Other sources of Britain’s wealth, in Smith’s account, leave no less of a stain on the country’s moral record. War was a major driver of innovation and growth, and sometimes waged for this very purpose; many of the advantages by which British capitalists rigged the game were obtained by violence, theft and villainy. The silk-spinner half-brothers Thomas and John Lombe snuck under cover of darkness to Piedmont; there they bribed the factory workers in order to see a machine up close, and patented its design on their return. When John died, in 1772, it was rumoured that he was killed in retribution by an Italian assassin. (There is, one may be pleased to know, no reference in Smith’s book to the Jenny Bulstrode Affair – though her arguments, combining theft with slavery, would, if only they were correct, be grist to the author’s mill.) Britain became the richest country on earth, in Smith’s view, because bad behaviour pays.

Well, plenty of countries behaved badly, then as now; they stole, they sabotaged, they went to war, they trafficked slaves. Yet it was Britain that first industrialised. Perhaps, as Smith says, the confluence of factors, in just the right proportions, is what set Britain apart. Still, one feels at times as though Smith is leaving out some crucial ingredients. There is mention of Wedgwood, Priestley and the Lunar Circle, but little on what we might call their moral life. Does it matter that so many of these early modern capitalists were Nonconformists? Does it matter, in relating the history of Coalbrookdale, that Abraham Darby I, II and III were all Quakers?

The problems with leaving out this aspect – of dealing with all forms of ‘improvement’, that great watchword of commercial society, save the moral kind – are most evident on Smith’s central subject of slavery. Abolition is the rock on which his arguments are liable to end up splitting. The discussion of Wedgwood does not refer to his abolitionism; and indeed, how could it, if slavery was so fundamental to early modern British capitalism, and if the capitalists were, as a rule, as ruthlessly amoral as Smith would have us believe? Smith is at pains to show that slave-traders were ‘part of the British commercial and political elite’, that they called the shots. ‘The ruthless pursuit of profit pushed Britain’s capitalists to do whatever was needed to maximise their returns in every sector: the enslavement and exploitation of their fellow man was no different.’ No different, that is, until it was.

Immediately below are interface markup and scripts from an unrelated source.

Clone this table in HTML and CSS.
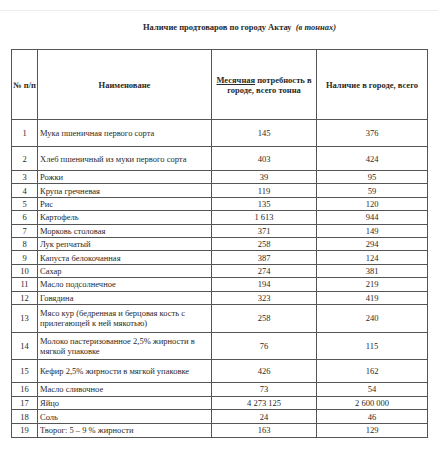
FILE: index.html
```html
<!DOCTYPE html>
<html lang="ru">
<head>
<meta charset="utf-8">
<link rel="stylesheet" href="styles.css">
</head>
<body>
<div class="topbar"></div>
<div class="title">Наличие продтоваров по городу Актау&nbsp; <i>(в тоннах)</i></div>
<table class="tbl">
  <colgroup>
    <col class="c1"><col class="c2"><col class="c3"><col class="c4">
  </colgroup>
  <tr class="head">
    <th>№ п/п</th>
    <th>Наименоване</th>
    <th><span class="ul">Месячная</span>потребность в<br>городе, всего тонна</th>
    <th>Наличие в городе, всего</th>
  </tr>
  <tr class="r27"><td>1</td><td class="name">Мука пшеничная первого сорта</td><td>145</td><td>376</td></tr>
  <tr class="r24"><td>2</td><td class="name">Хлеб пшеничный из муки первого сорта</td><td>403</td><td>424</td></tr>
  <tr class="rs"><td>3</td><td class="name">Рожки</td><td>39</td><td>95</td></tr>
  <tr class="rs"><td>4</td><td class="name">Крупа гречневая</td><td>119</td><td>59</td></tr>
  <tr class="rs"><td>5</td><td class="name">Рис</td><td>135</td><td>120</td></tr>
  <tr class="rs"><td>6</td><td class="name">Картофель</td><td>1 613</td><td>944</td></tr>
  <tr class="rs"><td>7</td><td class="name">Морковь столовая</td><td>371</td><td>149</td></tr>
  <tr class="rs"><td>8</td><td class="name">Лук репчатый</td><td>258</td><td>294</td></tr>
  <tr class="rs"><td>9</td><td class="name">Капуста белокочанная</td><td>387</td><td>124</td></tr>
  <tr class="rs"><td>10</td><td class="name">Сахар</td><td>274</td><td>381</td></tr>
  <tr class="rs"><td>11</td><td class="name">Масло подсолнечное</td><td>194</td><td>219</td></tr>
  <tr class="rs"><td>12</td><td class="name">Говядина</td><td>323</td><td>419</td></tr>
  <tr class="r28"><td>13</td><td class="name">Мясо кур (бедренная и берцовая кость с прилегающей к ней мякотью)</td><td>258</td><td>240</td></tr>
  <tr class="r27b"><td>14</td><td class="name">Молоко пастеризованное 2,5% жирности в мягкой упаковке</td><td>76</td><td>115</td></tr>
  <tr class="r23"><td>15</td><td class="name">Кефир 2,5% жирности в мягкой упаковке</td><td>426</td><td>162</td></tr>
  <tr class="rs2"><td>16</td><td class="name">Масло сливочное</td><td>73</td><td>54</td></tr>
  <tr class="rs2"><td>17</td><td class="name">Яйцо</td><td>4 273 125</td><td>2 600 000</td></tr>
  <tr class="rs2"><td>18</td><td class="name">Соль</td><td>24</td><td>46</td></tr>
  <tr class="rs2"><td>19</td><td class="name">Творог: 5 – 9 % жирности</td><td>163</td><td>129</td></tr>
</table>
</body>
</html>
```
FILE: styles.css
```css
html, body {
  margin: 0;
  padding: 0;
  background: #fff;
}
body {
  width: 438px;
  height: 450px;
  overflow: hidden;
  font-family: "Liberation Serif", "Times New Roman", serif;
  color: #2a2a2a;
}
.topbar {
  height: 10px;
  border-bottom: 1px solid #ececec;
}
.title {
  margin-top: 11px;
  padding-left: 143px;
  font-size: 8.5px;
  font-weight: bold;
  line-height: 10px;
  height: 27px;
}
.tbl {
  margin-left: 11px;
  width: 417px;
  border-collapse: collapse;
  table-layout: fixed;
  font-size: 8.5px;
  line-height: 10px;
}
.c1 { width: 26px; }
.c2 { width: 174px; }
.c3 { width: 105px; }
.c4 { width: 111px; }
.tbl th, .tbl td {
  border: 1px solid #555;
  padding: 0 2px;
  text-align: center;
  vertical-align: middle;
}
.tbl th {
  font-weight: bold;
}
.ul {
  text-decoration: underline;
  padding-right: 2px;
}
.tbl td.name {
  text-align: left;
  padding-left: 2px;
}
.head { height: 70px; }
.head th:first-child { padding: 0; }
.r27 { height: 27px; }
.r24 { height: 24px; }
.rs { height: 13.4px; }
.r28 { height: 27.7px; }
.r27b { height: 27.3px; }
.r23 { height: 23.3px; }
.rs2 { height: 13.6px; }
```
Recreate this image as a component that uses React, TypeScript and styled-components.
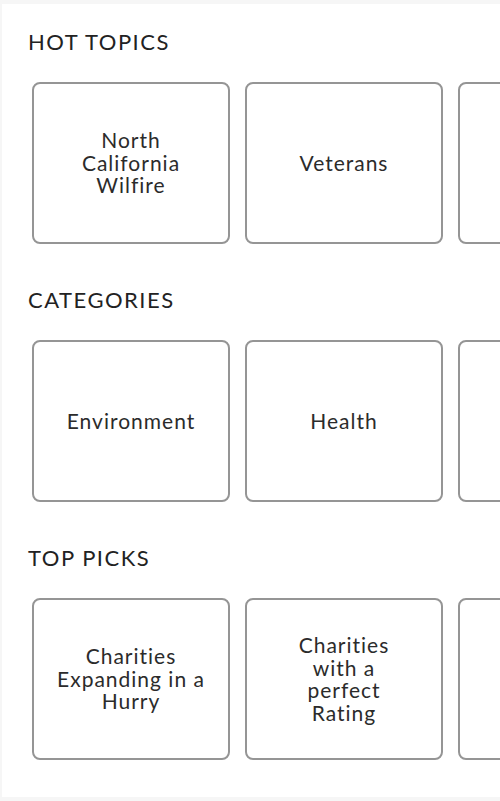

Smith is partly rescued here by his decision to finish the story, arbitrarily, around 1800 – precisely the moment, in fact, when Britain’s economic growth really got going. We get only the gesture that ‘over the following decade, pressure to end the transatlantic slave-trade increased’. He does not address the question of why the pressure increased, nor how it translated into political action – both of which ought to cast some doubt upon the ‘endemic’ centrality of the slave-trade to the British economy, and the real extent of ‘ruthlessness’ among his protagonists. ‘During Britain’s rise to wealth and power in the eighteenth century’, Ruthless concludes, ‘the lives of millions of people were spent in the name of profit.’ We may be so minded now to add a further sentence: that during Britain’s continued rise to wealth and power in the 19th century, millions of pounds – and thousands of sailors’ lives, as well – were spent in the name of humanity. Any explanation of Britain’s Industrial Revolution, and any picture of the mentalité of its capitalist elite, has to accommodate that fact.